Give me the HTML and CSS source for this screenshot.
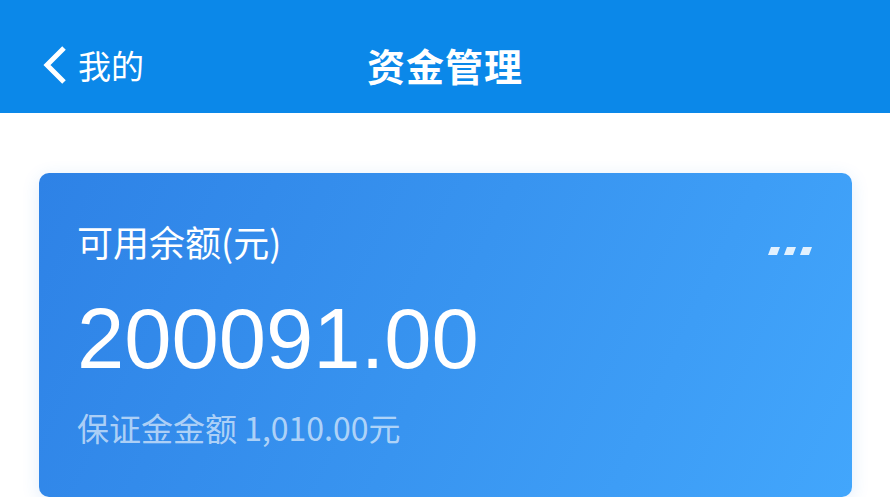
FILE: index.html
```html
<!DOCTYPE html>
<html lang="zh">
<head>
<meta charset="utf-8">
<link rel="stylesheet" href="styles.css">
</head>
<body>
<header class="nav">
  <div class="nav-left">
    <svg class="back" width="26" height="38" viewBox="0 0 26 38"><polyline points="22,2 5,19 22,36" fill="none" stroke="#fff" stroke-width="5" stroke-linejoin="miter"/></svg>
    <span class="back-text">我的</span>
  </div>
  <h1 class="nav-title">资金管理</h1>
  <div class="nav-right"></div>
</header>
<main class="content">
  <section class="card">
    <div class="card-top">
      <span class="label">可用余额(元)</span>
      <svg class="more" width="46" height="9" viewBox="0 0 46 9"><polygon points="3,0 12,0 9,8 0,8" /><polygon points="19,0 28,0 25,8 16,8" /><polygon points="35,0 44,0 41,8 32,8" /></svg>
    </div>
    <div class="amount">200091.00</div>
    <div class="deposit">保证金金额 1,010.00元</div>
  </section>
</main>
</body>
</html>
```
FILE: styles.css
```css
html, body {
  margin: 0;
  padding: 0;
  background: #ffffff;
  font-family: "Noto Sans CJK SC", "Noto Sans", sans-serif;
}
.nav {
  height: 113px;
  box-sizing: border-box;
  padding-top: 16px;
  background: #0b88e9;
  color: #fff;
  display: grid;
  grid-template-columns: 1fr auto 1fr;
  align-items: center;
}
.nav-left {
  display: flex;
  align-items: center;
  padding-left: 42px;
  gap: 10px;
}
.back { display: block; }
.back-text {
  font-size: 33px;
  line-height: 40px;
}
.nav-title {
  margin: 0;
  font-size: 38px;
  font-weight: 700;
  line-height: 48px;
  letter-spacing: 1px;
}
.content {
  padding: 60px 38px 0 39px;
}
.card {
  border-radius: 10px;
  background: linear-gradient(115deg, #2e82e6 0%, #3894f0 50%, #42a6fc 100%);
  box-shadow: 0 4px 18px rgba(40, 130, 230, 0.14);
  padding: 46px 38px 40px 38px;
  height: 324px;
  box-sizing: border-box;
  color: #fff;
}
.card-top {
  display: flex;
  justify-content: space-between;
  align-items: flex-start;
}
.label {
  font-size: 36px;
  line-height: 44px;
}
.more {
  fill: rgba(255, 255, 255, 0.85);
  margin-top: 28px;
}
.amount {
  font-family: "Liberation Sans", Arial, sans-serif;
  font-size: 85px;
  line-height: 100px;
  margin-top: 26px;
}
.deposit {
  font-size: 32px;
  line-height: 40px;
  margin-top: 18px;
  color: rgba(255, 255, 255, 0.62);
}
```
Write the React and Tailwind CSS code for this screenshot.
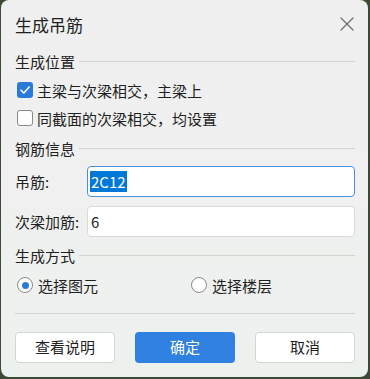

## What you will do
From the entries above, output every line exactly and omit any image.

## Answer to the problem
Give me the HTML and CSS source for this screenshot.
FILE: index.html
```html
<!DOCTYPE html>
<html lang="zh">
<head>
<meta charset="utf-8">
<link rel="stylesheet" href="styles.css">
</head>
<body>
<header class="nav">
  <div class="nav-left">
    <svg class="back" width="26" height="38" viewBox="0 0 26 38"><polyline points="22,2 5,19 22,36" fill="none" stroke="#fff" stroke-width="5" stroke-linejoin="miter"/></svg>
    <span class="back-text">我的</span>
  </div>
  <h1 class="nav-title">资金管理</h1>
  <div class="nav-right"></div>
</header>
<main class="content">
  <section class="card">
    <div class="card-top">
      <span class="label">可用余额(元)</span>
      <svg class="more" width="46" height="9" viewBox="0 0 46 9"><polygon points="3,0 12,0 9,8 0,8" /><polygon points="19,0 28,0 25,8 16,8" /><polygon points="35,0 44,0 41,8 32,8" /></svg>
    </div>
    <div class="amount">200091.00</div>
    <div class="deposit">保证金金额 1,010.00元</div>
  </section>
</main>
</body>
</html>
```
FILE: styles.css
```css
html, body {
  margin: 0;
  padding: 0;
  background: #ffffff;
  font-family: "Noto Sans CJK SC", "Noto Sans", sans-serif;
}
.nav {
  height: 113px;
  box-sizing: border-box;
  padding-top: 16px;
  background: #0b88e9;
  color: #fff;
  display: grid;
  grid-template-columns: 1fr auto 1fr;
  align-items: center;
}
.nav-left {
  display: flex;
  align-items: center;
  padding-left: 42px;
  gap: 10px;
}
.back { display: block; }
.back-text {
  font-size: 33px;
  line-height: 40px;
}
.nav-title {
  margin: 0;
  font-size: 38px;
  font-weight: 700;
  line-height: 48px;
  letter-spacing: 1px;
}
.content {
  padding: 60px 38px 0 39px;
}
.card {
  border-radius: 10px;
  background: linear-gradient(115deg, #2e82e6 0%, #3894f0 50%, #42a6fc 100%);
  box-shadow: 0 4px 18px rgba(40, 130, 230, 0.14);
  padding: 46px 38px 40px 38px;
  height: 324px;
  box-sizing: border-box;
  color: #fff;
}
.card-top {
  display: flex;
  justify-content: space-between;
  align-items: flex-start;
}
.label {
  font-size: 36px;
  line-height: 44px;
}
.more {
  fill: rgba(255, 255, 255, 0.85);
  margin-top: 28px;
}
.amount {
  font-family: "Liberation Sans", Arial, sans-serif;
  font-size: 85px;
  line-height: 100px;
  margin-top: 26px;
}
.deposit {
  font-size: 32px;
  line-height: 40px;
  margin-top: 18px;
  color: rgba(255, 255, 255, 0.62);
}
```
Write the React and Tailwind CSS code for this screenshot.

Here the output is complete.